Gas plants have been approved on his watch, including one at the heart of a corruption scandal that will send one of his closest former aides to jail.

His opposition to pipelines runs flat into his signature scheme to get 50% of the state’s power from renewables by 2030. A new report from the state grid manager could not be clearer: The report uses the word “reliability” 155 times and warns that new gas plants are urgently needed to support the governor’s wind and solar goals.

New Yorkers find energy a fitting subject for irrational gestures only because they haven’t yet paid the cost in blackouts and intolerable price hikes. That will change.

Mr. Cuomo’s renewables goal was subject to no cost-benefit analysis—because there is no benefit. New York accounts for 0.4% of global greenhouse emissions.

Germany shows and a new study of 10 nations confirms: Investing heavily in wind and solar doesn’t really reduce fossil-fuel use or fossil-fuel emissions. Why? Adding solar and wind as adornments to a basically functioning grid is one thing. Once you begin relying on them, however, each must be paired with an equivalent gas plant for when wind and sun are absent.

This is expensive, and the outage risk remains, not just because the grid must cope with a proliferation of unpredictable, intermittent power sources. Coal plants, which New York state has been closing willy-nilly, maintain 30 days of fuel on site. The state’s biggest nuclear plant, which Gov. Cuomo is closing, requires refueling only every two years.

In contrast, gas plants depend on just-in-time fuel delivery from an interstate pipeline system, connected to producing areas (which, thanks to Mr. Cuomo, New York isn’t).

In 2014’s polar vortex, the Northeast and the Midwest avoided blackouts by burning dirty oil in gas plants when pipelines became overloaded, and grid operators still had to cut voltage by 5% to keep heat and lights on. If the same thing happened today, it’s doubtful that blackouts could be avoided.

Mr. Cuomo privately would argue his green posturing protects New Yorkers from worse. Whoever wins the Democratic primary is likely to be the next governor. His primary opponent is “Sex and the City” actress Cynthia Nixon, who wants 100% of the state’s energy from renewables by 2050.

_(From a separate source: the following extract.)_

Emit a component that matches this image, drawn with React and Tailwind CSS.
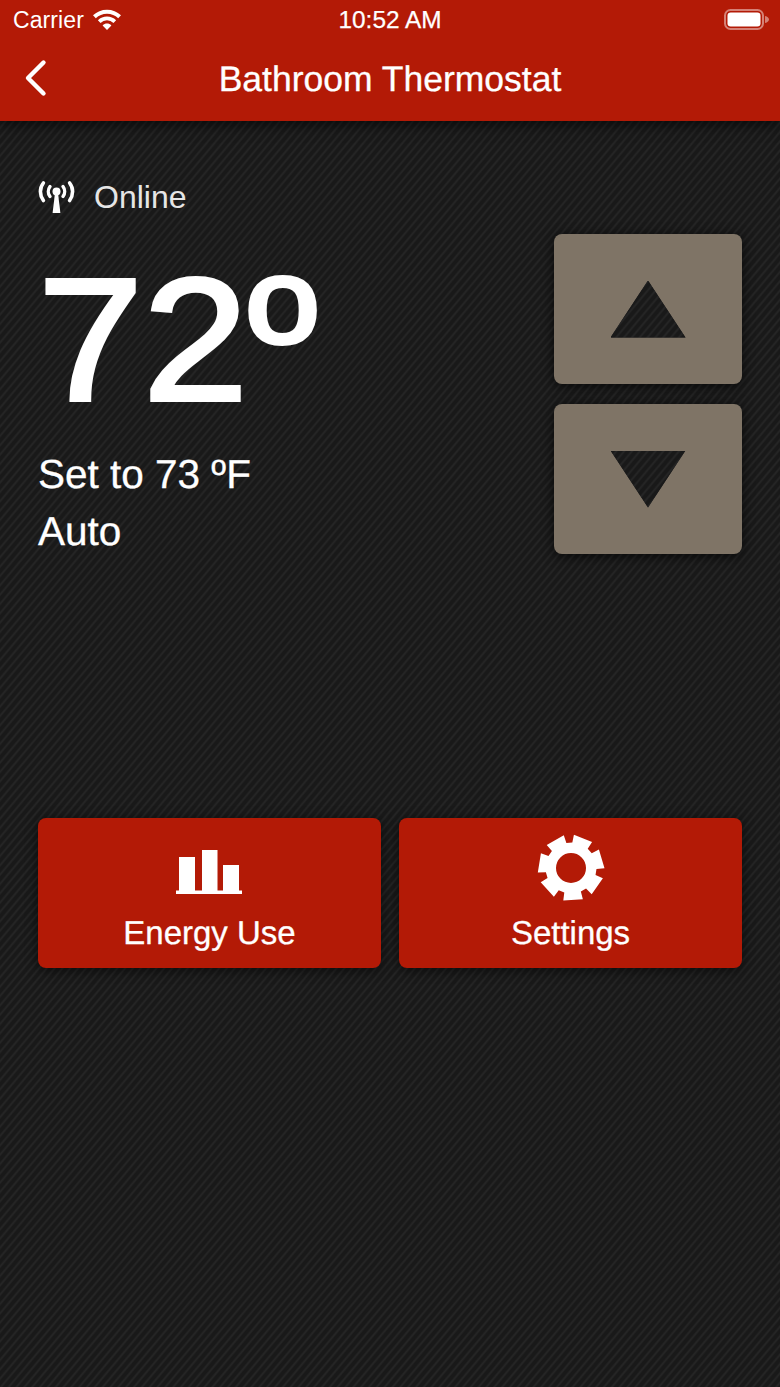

A feature and not a bug is the incoherence of both candidates’ green button-pushing. Closing the Indian Point nuclear plant, for instance, which both joyously support, would mainly deprive New York of its most important source of climate-friendly energy.

The problem is, Mr. Cuomo intends to run for president in 2020, so his pandering will have to continue for another two years while the state burns through its energy safety margin.

Careers like Mr. Cuomo’s are built on running down what might be called “good policy” political capital. Mr. Cuomo is using up the state’s margin of energy survival to burnish his green potentials. He is sacrificing upstate’s economy to burnish his green credentials.

President Trump may lack decorum, but his corporate tax reform addressed a universally recognized problem, and now future politicians have a fresh cushion for antibusiness tax gestures without unduly risking the economy.

Ditto his trimming back of President Obama’s expensive but ineffectual climate policies: Now future politicians can dip their buckets in this well to advance their careers without overtaxing the citizenry’s ability to sustain costly climate gestures that produce no benefit.

This is the good-policy capital buffer at work. Mr. Cuomo is doing statewide what Mayor David Dinkins did for New York City in the early 1990s, using up the buffer.